By Christopher Swann
Dec. 4 (Bloomberg) -- The International Monetary Fund’s chief economist said fiscal stimulus equivalent to more than 2 percent of global gross domestic product may be necessary to reduce the possibility of a deep recession.
Should the economic slump prove “even worse than we currently forecast, the fiscal expansion would have to be even larger than we currently recommend,” Olivier Blanchard, the IMF’s top economist, said in an article published by the lender. “What is essential at this juncture is to eliminate the risk of a full-fledged depression.”
The IMF predicted last month that the economies of the U.S., Japan and euro region will shrink in 2009. Government taxation and spending policies need to “play the central role” in reviving growth, Blanchard said.

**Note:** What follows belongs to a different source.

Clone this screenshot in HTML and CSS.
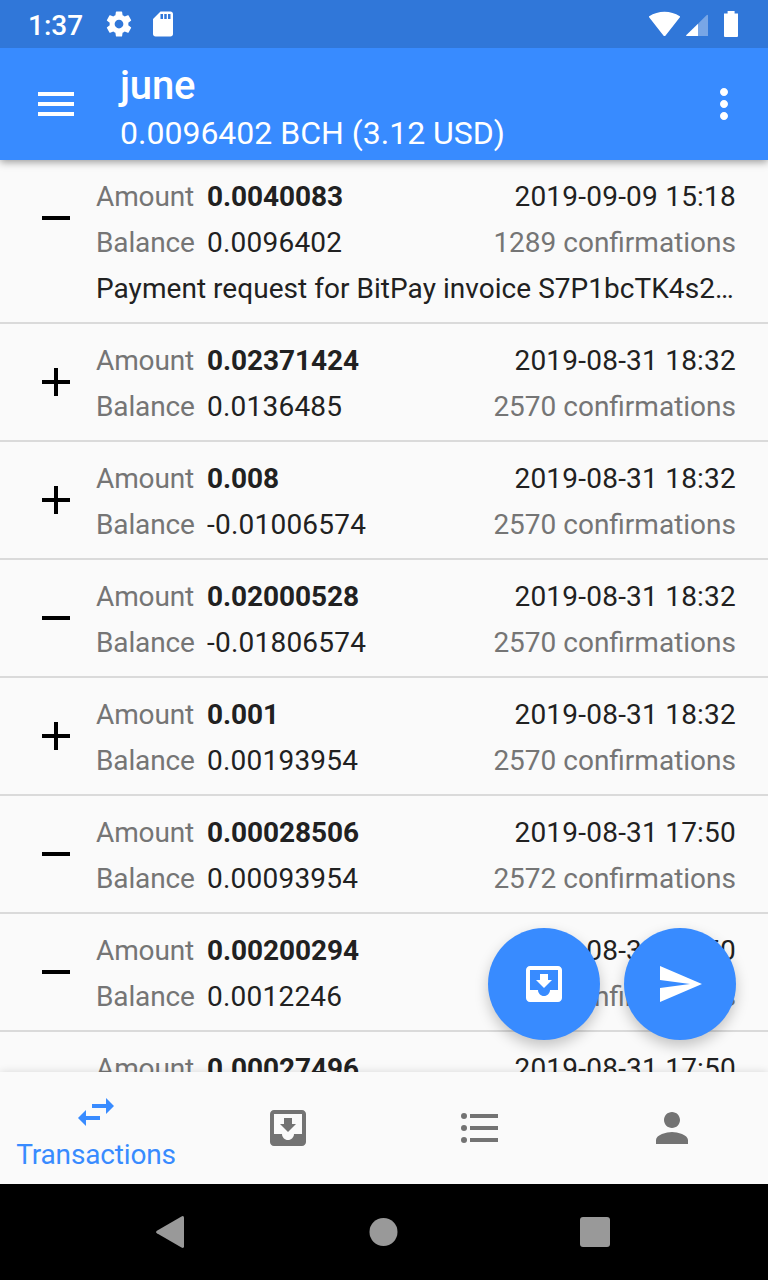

The IMF recommended a coordinated global fiscal expansion equivalent to 2 percent of world GDP at its annual meeting in October.
Fiscal stimulus would result in “higher debt in the long run, often by significant amounts,” Blanchard said.

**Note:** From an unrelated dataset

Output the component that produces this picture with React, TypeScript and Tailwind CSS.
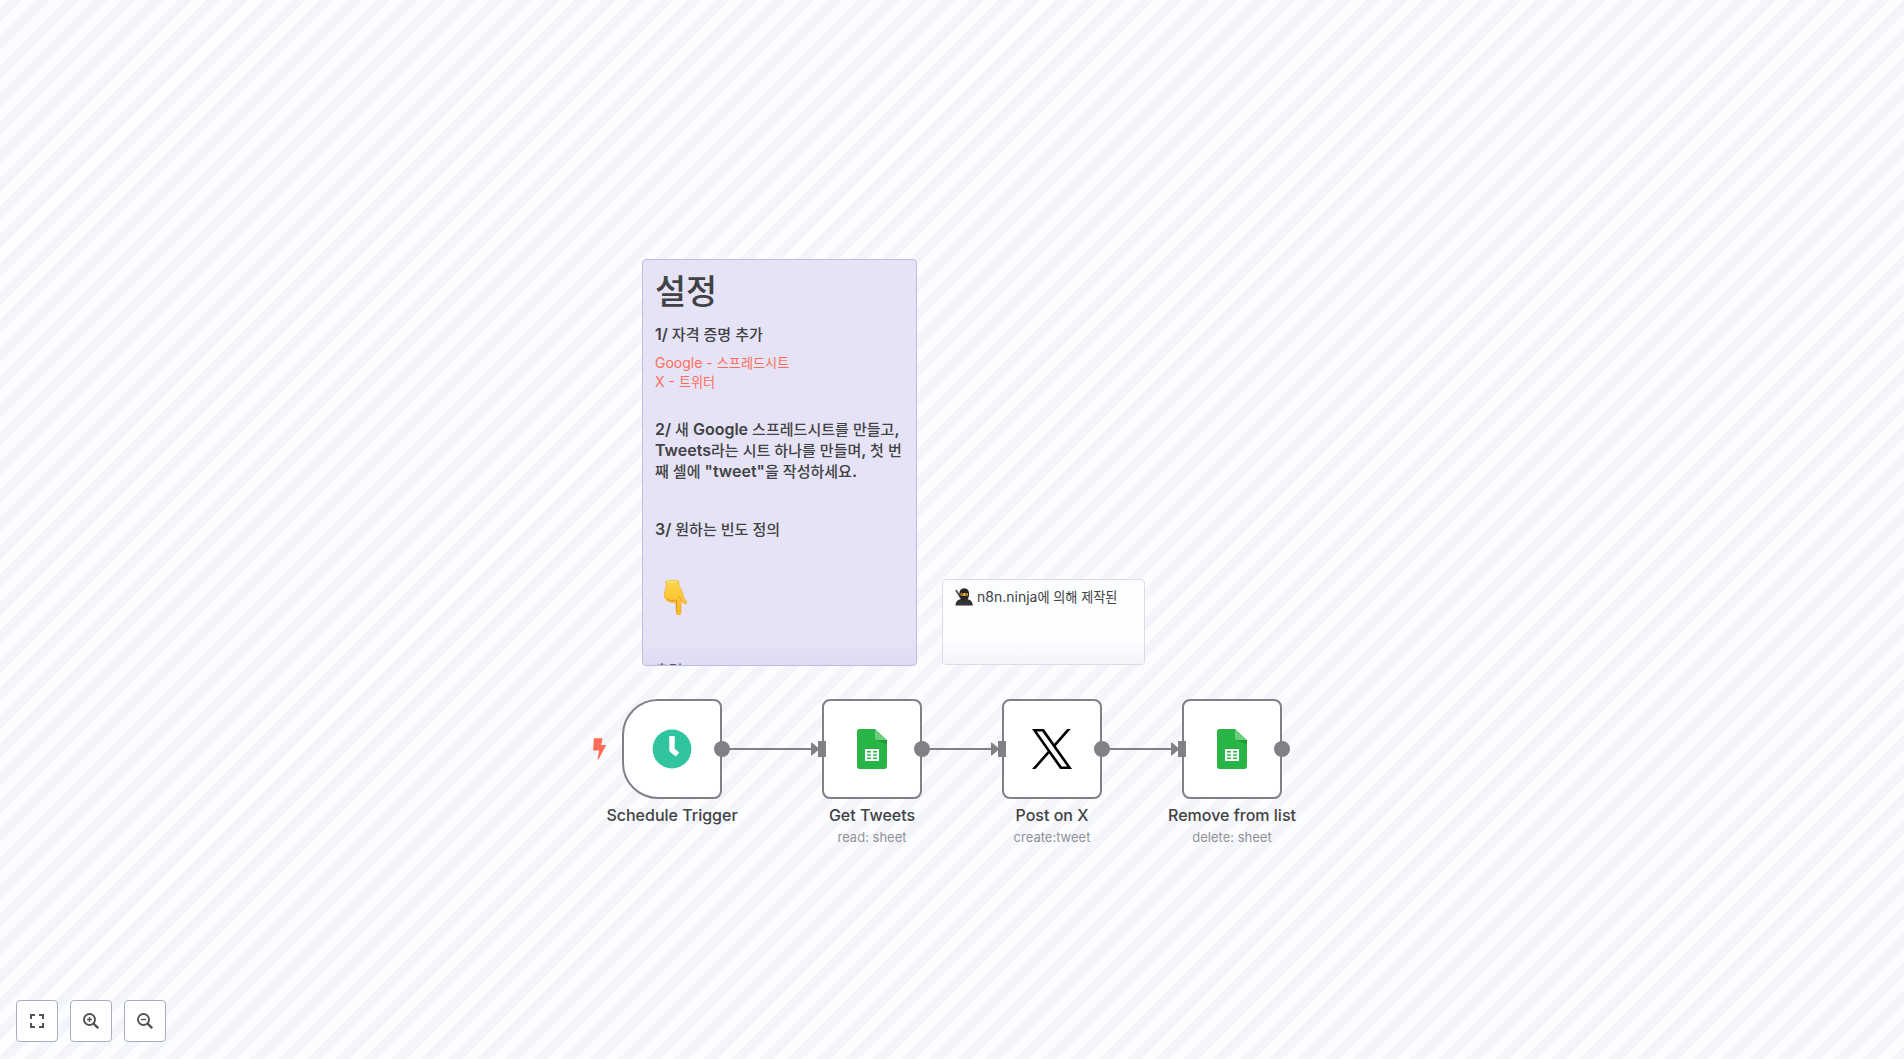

Still, the U.S. will probably recover much of its investment in troubled assets purchased from banks, he said. “The value of the assets they will have acquired may be substantial.”
Governments that now own large shares in their banking systems should aim to “maintain a level playing field with privately owned institutions” and “steadily allow the return of the financial sector to private hands,” he said.